Challenge:
Gather every line below where "this" appears.

•••

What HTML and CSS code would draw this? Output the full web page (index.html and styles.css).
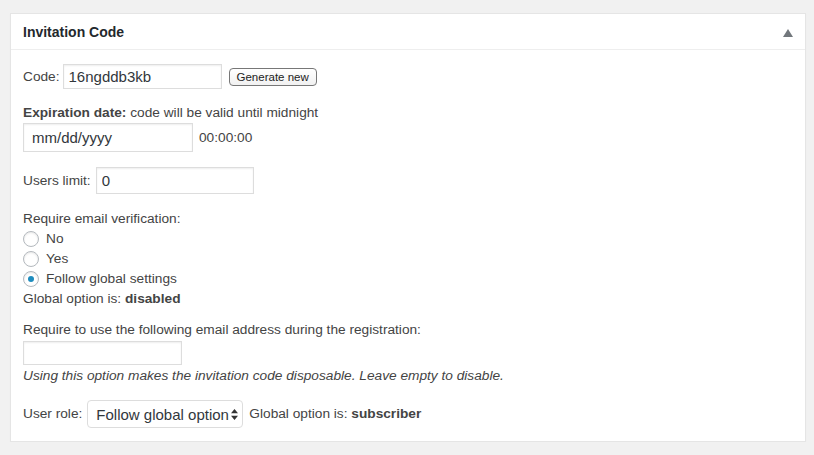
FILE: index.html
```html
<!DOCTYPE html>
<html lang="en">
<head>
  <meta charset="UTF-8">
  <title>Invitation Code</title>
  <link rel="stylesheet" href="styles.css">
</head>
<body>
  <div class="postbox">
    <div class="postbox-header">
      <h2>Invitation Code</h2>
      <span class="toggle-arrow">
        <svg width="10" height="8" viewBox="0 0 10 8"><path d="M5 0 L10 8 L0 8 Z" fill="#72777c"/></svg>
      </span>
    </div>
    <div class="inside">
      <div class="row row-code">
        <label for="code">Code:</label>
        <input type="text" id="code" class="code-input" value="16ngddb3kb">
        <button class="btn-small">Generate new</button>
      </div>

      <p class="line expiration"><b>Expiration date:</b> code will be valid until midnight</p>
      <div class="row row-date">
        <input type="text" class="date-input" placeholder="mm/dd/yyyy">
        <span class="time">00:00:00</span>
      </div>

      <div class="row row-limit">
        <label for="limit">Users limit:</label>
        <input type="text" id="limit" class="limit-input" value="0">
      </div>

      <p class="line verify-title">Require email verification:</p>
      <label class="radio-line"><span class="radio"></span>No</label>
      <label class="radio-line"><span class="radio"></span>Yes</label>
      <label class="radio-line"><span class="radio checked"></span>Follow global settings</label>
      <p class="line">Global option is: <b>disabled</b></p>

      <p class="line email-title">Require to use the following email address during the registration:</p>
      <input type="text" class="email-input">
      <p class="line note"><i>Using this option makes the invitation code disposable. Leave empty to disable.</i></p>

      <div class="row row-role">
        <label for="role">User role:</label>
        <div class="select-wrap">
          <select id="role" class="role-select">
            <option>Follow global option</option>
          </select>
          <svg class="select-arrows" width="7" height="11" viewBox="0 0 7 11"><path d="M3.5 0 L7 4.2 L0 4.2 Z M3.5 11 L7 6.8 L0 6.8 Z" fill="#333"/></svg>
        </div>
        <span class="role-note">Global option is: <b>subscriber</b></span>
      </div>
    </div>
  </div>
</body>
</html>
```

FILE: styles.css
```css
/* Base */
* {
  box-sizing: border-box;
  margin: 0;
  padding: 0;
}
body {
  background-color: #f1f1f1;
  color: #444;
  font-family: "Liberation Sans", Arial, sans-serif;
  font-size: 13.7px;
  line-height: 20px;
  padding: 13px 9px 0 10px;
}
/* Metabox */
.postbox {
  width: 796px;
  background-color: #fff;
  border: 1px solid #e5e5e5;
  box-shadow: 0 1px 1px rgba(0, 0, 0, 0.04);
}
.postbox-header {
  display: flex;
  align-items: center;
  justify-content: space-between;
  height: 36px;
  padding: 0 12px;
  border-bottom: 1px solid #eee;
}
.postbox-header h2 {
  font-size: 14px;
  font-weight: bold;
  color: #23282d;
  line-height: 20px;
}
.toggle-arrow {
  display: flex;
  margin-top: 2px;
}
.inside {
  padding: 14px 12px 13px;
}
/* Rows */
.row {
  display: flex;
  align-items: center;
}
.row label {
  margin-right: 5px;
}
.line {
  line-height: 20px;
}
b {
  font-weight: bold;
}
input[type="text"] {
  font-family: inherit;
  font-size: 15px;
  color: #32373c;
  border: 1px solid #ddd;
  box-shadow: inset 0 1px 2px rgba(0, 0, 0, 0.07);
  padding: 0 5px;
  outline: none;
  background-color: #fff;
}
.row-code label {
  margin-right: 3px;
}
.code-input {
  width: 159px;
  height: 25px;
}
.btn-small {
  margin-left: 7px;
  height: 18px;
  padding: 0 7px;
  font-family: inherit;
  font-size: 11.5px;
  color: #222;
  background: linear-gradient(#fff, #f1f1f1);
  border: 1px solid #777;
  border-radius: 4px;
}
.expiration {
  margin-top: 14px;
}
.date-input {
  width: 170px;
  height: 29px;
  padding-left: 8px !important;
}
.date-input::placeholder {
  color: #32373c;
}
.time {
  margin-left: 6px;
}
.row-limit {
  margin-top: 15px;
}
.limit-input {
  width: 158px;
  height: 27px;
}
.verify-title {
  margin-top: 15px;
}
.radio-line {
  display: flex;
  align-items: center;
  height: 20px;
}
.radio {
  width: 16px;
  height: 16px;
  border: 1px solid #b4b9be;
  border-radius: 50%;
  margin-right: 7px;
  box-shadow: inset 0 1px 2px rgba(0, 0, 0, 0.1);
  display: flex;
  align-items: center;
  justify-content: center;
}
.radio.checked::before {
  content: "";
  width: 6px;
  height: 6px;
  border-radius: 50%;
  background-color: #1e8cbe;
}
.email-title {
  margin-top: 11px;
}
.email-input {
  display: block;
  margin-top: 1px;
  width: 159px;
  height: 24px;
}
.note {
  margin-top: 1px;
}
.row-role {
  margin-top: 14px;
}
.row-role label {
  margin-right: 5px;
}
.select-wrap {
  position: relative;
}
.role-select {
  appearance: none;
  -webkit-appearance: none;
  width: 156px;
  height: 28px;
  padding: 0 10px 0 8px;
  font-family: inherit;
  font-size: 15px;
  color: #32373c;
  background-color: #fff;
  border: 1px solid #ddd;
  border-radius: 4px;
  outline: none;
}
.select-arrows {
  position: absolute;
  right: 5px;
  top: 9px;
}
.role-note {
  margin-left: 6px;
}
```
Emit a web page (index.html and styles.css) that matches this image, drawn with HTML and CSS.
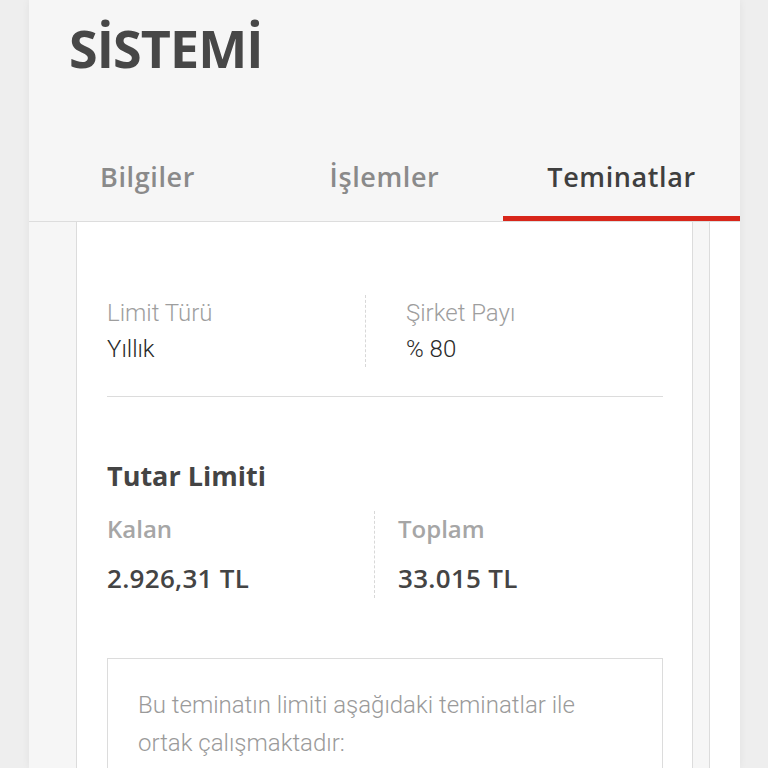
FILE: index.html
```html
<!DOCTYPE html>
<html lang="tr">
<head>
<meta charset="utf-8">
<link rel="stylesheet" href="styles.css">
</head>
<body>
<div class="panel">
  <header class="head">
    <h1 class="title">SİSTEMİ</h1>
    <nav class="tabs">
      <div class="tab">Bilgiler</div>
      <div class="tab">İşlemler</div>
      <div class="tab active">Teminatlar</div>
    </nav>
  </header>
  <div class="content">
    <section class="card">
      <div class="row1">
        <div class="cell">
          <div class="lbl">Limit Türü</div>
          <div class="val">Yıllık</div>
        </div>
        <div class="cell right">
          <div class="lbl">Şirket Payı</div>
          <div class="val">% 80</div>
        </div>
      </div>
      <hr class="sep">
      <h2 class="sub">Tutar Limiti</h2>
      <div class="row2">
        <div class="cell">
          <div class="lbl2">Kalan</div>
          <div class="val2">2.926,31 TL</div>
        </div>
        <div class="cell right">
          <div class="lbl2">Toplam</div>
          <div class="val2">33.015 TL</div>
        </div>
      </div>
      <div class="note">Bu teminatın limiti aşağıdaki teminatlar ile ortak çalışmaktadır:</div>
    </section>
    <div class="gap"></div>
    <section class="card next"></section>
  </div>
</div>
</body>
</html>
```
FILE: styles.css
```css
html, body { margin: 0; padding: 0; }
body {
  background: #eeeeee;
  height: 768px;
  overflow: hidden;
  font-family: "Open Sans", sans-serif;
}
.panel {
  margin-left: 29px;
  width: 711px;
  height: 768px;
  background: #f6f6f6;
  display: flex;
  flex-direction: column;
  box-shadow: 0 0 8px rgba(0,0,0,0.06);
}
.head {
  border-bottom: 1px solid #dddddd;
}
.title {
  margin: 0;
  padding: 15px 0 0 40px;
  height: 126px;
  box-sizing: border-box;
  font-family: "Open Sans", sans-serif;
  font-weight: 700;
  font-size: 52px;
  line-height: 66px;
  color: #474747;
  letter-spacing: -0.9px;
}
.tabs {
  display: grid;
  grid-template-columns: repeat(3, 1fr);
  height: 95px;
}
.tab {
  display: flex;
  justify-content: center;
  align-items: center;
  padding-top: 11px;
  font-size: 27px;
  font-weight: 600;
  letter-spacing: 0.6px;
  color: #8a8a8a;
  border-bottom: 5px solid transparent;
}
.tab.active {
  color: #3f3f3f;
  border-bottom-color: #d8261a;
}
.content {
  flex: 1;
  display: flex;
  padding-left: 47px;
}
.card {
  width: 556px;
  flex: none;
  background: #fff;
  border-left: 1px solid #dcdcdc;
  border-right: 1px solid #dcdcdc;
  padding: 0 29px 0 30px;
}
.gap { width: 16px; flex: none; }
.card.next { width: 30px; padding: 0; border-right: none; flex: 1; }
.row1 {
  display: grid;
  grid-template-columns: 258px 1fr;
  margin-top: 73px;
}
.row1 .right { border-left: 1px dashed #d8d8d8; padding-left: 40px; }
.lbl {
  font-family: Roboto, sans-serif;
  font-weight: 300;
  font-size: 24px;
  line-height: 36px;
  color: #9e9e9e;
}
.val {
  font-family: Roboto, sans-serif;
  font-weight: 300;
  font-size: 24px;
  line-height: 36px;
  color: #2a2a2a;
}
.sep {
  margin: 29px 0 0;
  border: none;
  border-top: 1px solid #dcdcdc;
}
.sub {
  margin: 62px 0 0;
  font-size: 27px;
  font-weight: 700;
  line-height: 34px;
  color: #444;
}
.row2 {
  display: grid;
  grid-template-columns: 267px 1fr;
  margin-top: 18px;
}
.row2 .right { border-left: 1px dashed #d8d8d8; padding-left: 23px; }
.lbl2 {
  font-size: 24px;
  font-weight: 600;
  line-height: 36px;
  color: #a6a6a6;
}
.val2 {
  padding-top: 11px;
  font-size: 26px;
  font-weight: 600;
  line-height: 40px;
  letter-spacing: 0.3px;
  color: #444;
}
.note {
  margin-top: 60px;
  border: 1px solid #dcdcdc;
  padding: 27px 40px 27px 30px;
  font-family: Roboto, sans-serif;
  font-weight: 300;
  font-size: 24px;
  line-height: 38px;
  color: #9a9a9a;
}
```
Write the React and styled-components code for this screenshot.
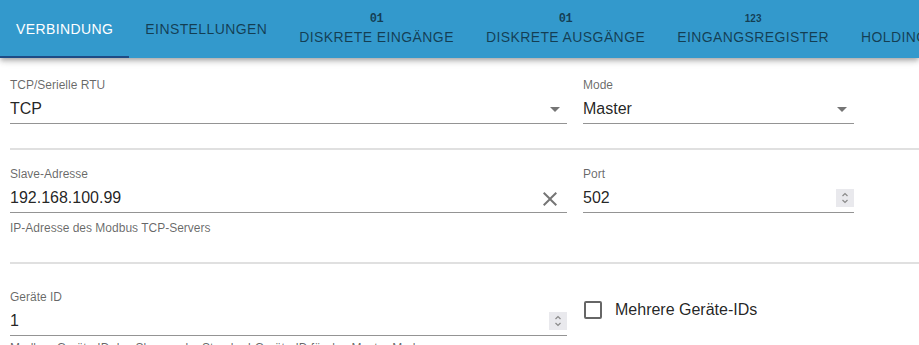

•••

Solution to the problem:
What HTML and CSS code would draw this? Output the full web page (index.html and styles.css).
      <p class="line note"><i>Using this option makes the invitation code disposable. Leave empty to disable.</i></p>
Emit a web page (index.html and styles.css) that matches this image, drawn with HTML and CSS.
Write the React and styled-components code for this screenshot.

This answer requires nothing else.